:: Data shown ::
— Start —

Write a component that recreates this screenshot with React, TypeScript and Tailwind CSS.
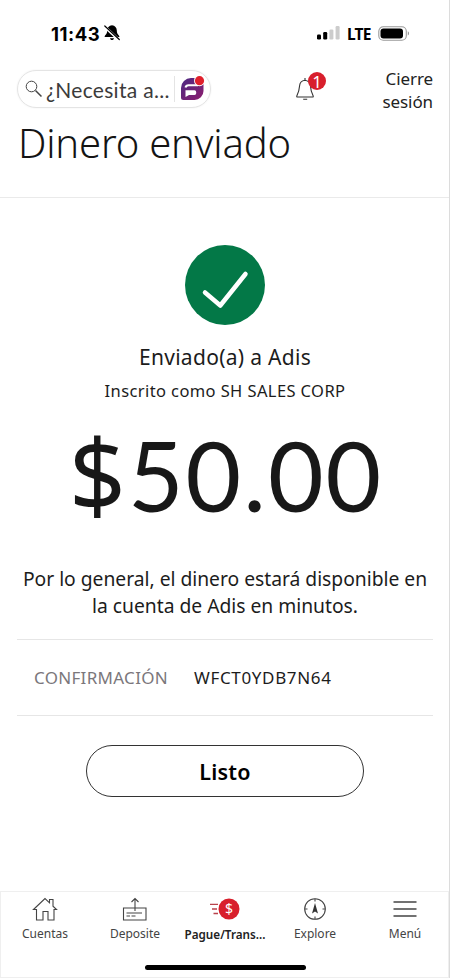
import type { ReactNode } from 'react';
import clsx from 'clsx';

function StatusBar() {
  return (
    <div className="flex h-[70px] items-start pt-[23px] pl-[51px] text-black">
      <span className="w-[50px] whitespace-nowrap font-['Inter'] text-[18.500px] leading-[22px] font-bold tracking-[0.500px]">
        11:43
      </span>
      <svg width="18" height="18" viewBox="0 0 18 18" className="mt-[1px] ml-[2px]" aria-hidden="true">
        <path d="M9 1.200c-3 .3-4.800 2.500-4.800 5.300 0 3.300-1.500 4-2.500 5.700-.2.500 0 .9.600.9h13.400c.6 0 .8-.4.600-.9-1-1.700-2.500-2.400-2.500-5.700C13.800 3.700 12 1.500 9 1.200zM7 14.200h4c-.2 1.200-1 1.800-2 1.800s-1.800-.6-2-1.800z" fill="#000" />
        <path d="M1.500 2.500 16 16" stroke="#fff" strokeWidth="3" />
        <path d="M1.800 2 16.300 15.500" stroke="#000" strokeWidth="1.200" strokeLinecap="round" />
      </svg>
      <svg width="24" height="16" viewBox="0 0 24 16" className="mt-[2px] ml-[196px]" aria-hidden="true">
        <rect x="0" y="9.500" width="4" height="5" rx="1.200" fill="#000" />
        <rect x="6.200" y="7" width="4" height="7.500" rx="1.200" fill="#000" />
        <rect x="12.400" y="4.500" width="4" height="10" rx="1.200" fill="#ccc" />
        <rect x="18.600" y="1" width="4" height="13.500" rx="1.200" fill="#ccc" />
      </svg>
      <span className="ml-[6px] w-[24px] whitespace-nowrap font-['Noto_Sans'] text-[15.500px] leading-[22px] font-bold tracking-[-0.800px]">
        LTE
      </span>
      <svg width="32" height="15" viewBox="0 0 32 15" className="mt-[3px] ml-[7px]" aria-hidden="true">
        <rect x="0.800" y="0.700" width="27.500" height="13.500" rx="4.500" fill="none" stroke="#999" strokeWidth="1.100" />
        <rect x="2.500" y="2.400" width="22.500" height="10" rx="3" fill="#000" />
        <path d="M29.800 5.300c1.500.7 1.500 3.500 0 4.300z" fill="#888" />
      </svg>
    </div>
  );
}

function SearchBar() {
  return (
    <div className="flex h-[38px] w-[194px] items-center rounded-full border border-[#e4e4e4] pl-[7px] shadow-[0_0_2px_#eee]">
      <svg width="18" height="18" viewBox="0 0 18 18" fill="none" stroke="#444" aria-hidden="true">
        <circle cx="6.500" cy="6.500" r="5.300" />
        <path d="m10.500 10.500 6 6" strokeWidth="1.500" />
      </svg>
      <span className="mt-[2px] ml-[3px] w-[128px] whitespace-nowrap font-['Lato'] text-[21px] leading-[26px] tracking-[0.300px] text-[#3b3b3b]">
        ¿Necesita a...
      </span>
      <span className="h-[26px] w-px bg-[#e4e4e4]" />
      <svg width="26" height="28" viewBox="0 0 26 28" className="ml-[5px]" aria-hidden="true">
        <defs>
          <linearGradient id="assistant" x1="0" y1="0" x2="1" y2="1">
            <stop offset="0" stopColor="#4b2a83" />
            <stop offset="1" stopColor="#8d1d6e" />
          </linearGradient>
        </defs>
        <path d="M11 3h12.500v13a9 9 0 0 1-9 9H3.500A2.500 2.500 0 0 1 1 22.500V13A10 10 0 0 1 11 3z" fill="url(#assistant)" />
        <path d="M18 10.200H8.500c-1.500 0-2.700 1-3 2.300" fill="none" stroke="#fff" strokeWidth="2" />
        <path d="M5.500 15.300h9a1.700 1.700 0 0 1 1.700 1.700v1.300a1.700 1.700 0 0 1-1.700 1.700H9l-3.500 2z" fill="#fff" />
        <circle cx="19.500" cy="5.700" r="5.500" fill="#fff" />
        <circle cx="19.500" cy="5.700" r="4.600" fill="#e0202b" />
      </svg>
    </div>
  );
}

function Header() {
  return (
    <header className="h-[128px] border-b border-[#eaeaea] pr-[16px] pl-[17px]">
      <div className="flex h-[48px] items-start">
        <SearchBar />
        <div className="relative ml-[84px] w-[36px]">
          <svg width="22" height="24" viewBox="0 0 22 24" className="mt-[7px]" fill="none" stroke="#333" strokeWidth="1.100" aria-hidden="true">
            <path d="M9.800 3.200c-3.300.5-5 2.500-5.200 5.600-.3 4.700-1.200 7-2.800 10.300-.2.500 0 .9.500.9h15.400c.5 0 .7-.4.500-.9-1.600-3.300-2.500-5.600-2.800-10.300-.2-3.100-2-5.100-5.600-5.600zM8.200 22.200h4M10 1v2" />
          </svg>
          <span className="absolute top-[2px] left-[13px] flex h-[18px] w-[18px] items-center justify-center rounded-full bg-[#d81f2c] font-['Noto_Sans'] text-[17px] leading-none text-white">
            1
          </span>
        </div>
        <a className="mt-[-3px] ml-auto w-[70px] text-right text-[17px] leading-[23px] tracking-[-0.100px] text-[#222]">
          Cierre sesión
        </a>
      </div>
      <h1 className="mt-[-1px] ml-[1px] whitespace-nowrap text-[40px] leading-[52px] font-light tracking-[-0.200px] text-[#141414]">
        Dinero enviado
      </h1>
    </header>
  );
}

interface NavItemProps {
  label: string;
  active?: boolean;
  children: ReactNode;
}

function NavItem({ label, active, children }: NavItemProps) {
  return (
    <a className="flex w-[90px] shrink-0 flex-col items-center pt-[3px]">
      <svg width="36" height="28" viewBox="0 0 36 28" fill="none" stroke="#444" strokeWidth="1.100" aria-hidden="true">
        {children}
      </svg>
      <span
        className={clsx(
          'mt-[2px] whitespace-nowrap leading-[18px]',
          active ? 'text-[11.700px] font-semibold text-[#222]' : 'text-[12px] text-[#444]'
        )}
      >
        {label}
      </span>
    </a>
  );
}

function BottomNav() {
  return (
    <nav className="flex h-[87px] flex-col border border-[#efefef]">
      <div className="-mx-px flex h-[70px]">
        <NavItem label="Cuentas">
          <path d="M6.500 14.500 18 3.500l4.500 4.300V4.500h3.500v6.700l3.500 3.300H27V25h-6v-8.500h-5V25h-6.500V14.500z" />
        </NavItem>
        <NavItem label="Deposite">
          <path d="M6.500 13h22.500v12H6.500zM18 16V3.500M14.500 7 18 3.500 21.500 7M9.500 18h15.500M9.500 21h3.500M14.500 21h4" />
        </NavItem>
        <NavItem label="Pague/Trans..." active>
          <path d="M3 9.300h8M5 14h5M6.500 18.500H11" stroke="#b8434c" strokeWidth="1.300" />
          <circle cx="22" cy="14" r="10.500" fill="#d81f2c" stroke="none" />
          <text x="22" y="19" textAnchor="middle" fontSize="14" fill="#fff" stroke="none">$</text>
        </NavItem>
        <NavItem label="Explore">
          <circle cx="18" cy="14" r="10.300" />
          <path d="M18 3.700v2.800M18 21.500v2.800M7.700 14h2.800M25.500 14h2.800" />
          <path d="m18 8-3 10.500 3-2 3 2z" fill="#333" stroke="none" />
        </NavItem>
        <NavItem label="Menú">
          <path d="M6.500 7h23M6.500 14h23M6.500 21h23" strokeWidth="1.300" />
        </NavItem>
      </div>
      <div className="mt-[3px] ml-[144px] h-[5px] w-[161px] rounded-full bg-black" />
    </nav>
  );
}

export default function App() {
  return (
    <div className="flex h-[978px] w-[450px] flex-col overflow-hidden border-r border-[#dcdcdc] bg-white font-['Noto_Sans',sans-serif]">
      <StatusBar />
      <Header />

      <main className="flex flex-1 flex-col items-center pr-[16px] pl-[17px] pt-[47px] text-center text-[#1c1c1c]">
        <svg width="80" height="80" viewBox="0 0 80 80" aria-hidden="true">
          <circle cx="40" cy="40" r="40" fill="#037847" />
          <path d="M20 47.500 35.300 60.500 60.500 29" fill="none" stroke="#fff" strokeWidth="4.500" strokeLinecap="round" strokeLinejoin="round" />
        </svg>
        <h2 className="mt-[18px] text-[21px] leading-[28px] tracking-[0.300px] whitespace-nowrap">Enviado(a) a Adis</h2>
        <p className="mt-[9px] text-[16.500px] leading-[22px] tracking-[0.400px] whitespace-nowrap">Inscrito como SH SALES CORP</p>
        <p className="mt-[16px] flex h-[110px] items-baseline pl-[2px] font-['Lato'] text-[96px] leading-[110px] tracking-[2px] whitespace-nowrap text-[#181818]">
          <span className="font-['Noto_Sans'] text-[100px]">$</span>
          <span>50.00</span>
        </p>
        <p className="mt-[37px] w-[416px] text-[19.300px] leading-[27px] tracking-[-0.020px] whitespace-nowrap">
          Por lo general, el dinero estará disponible en
          <br />
          la cuenta de Adis en minutos.
        </p>

        <dl className="mt-[20px] flex h-[77px] w-full items-center border-y border-[#e6e6e6] pl-[17px] text-[17px]">
          <dt className="w-[160px] text-left tracking-[0.300px] whitespace-nowrap text-[#7b777b]">CONFIRMACIÓN</dt>
          <dd className="tracking-[0.650px] whitespace-nowrap">WFCT0YDB7N64</dd>
        </dl>

        <button className="mt-[29px] h-[52px] w-[278px] rounded-full border border-[#333] pt-[2px] text-[21.500px] font-semibold tracking-[0.200px] text-black">
          Listo
        </button>
      </main>

      <BottomNav />
    </div>
  );
}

— End —

:: Given request ::
Repeat the listing above exactly from its first line to the line containing "import clsx from 'clsx';", both included, and omit the pictures.

:: Answer ::
Write a component that recreates this screenshot with React, TypeScript and Tailwind CSS.
import type { ReactNode } from 'react';
import clsx from 'clsx';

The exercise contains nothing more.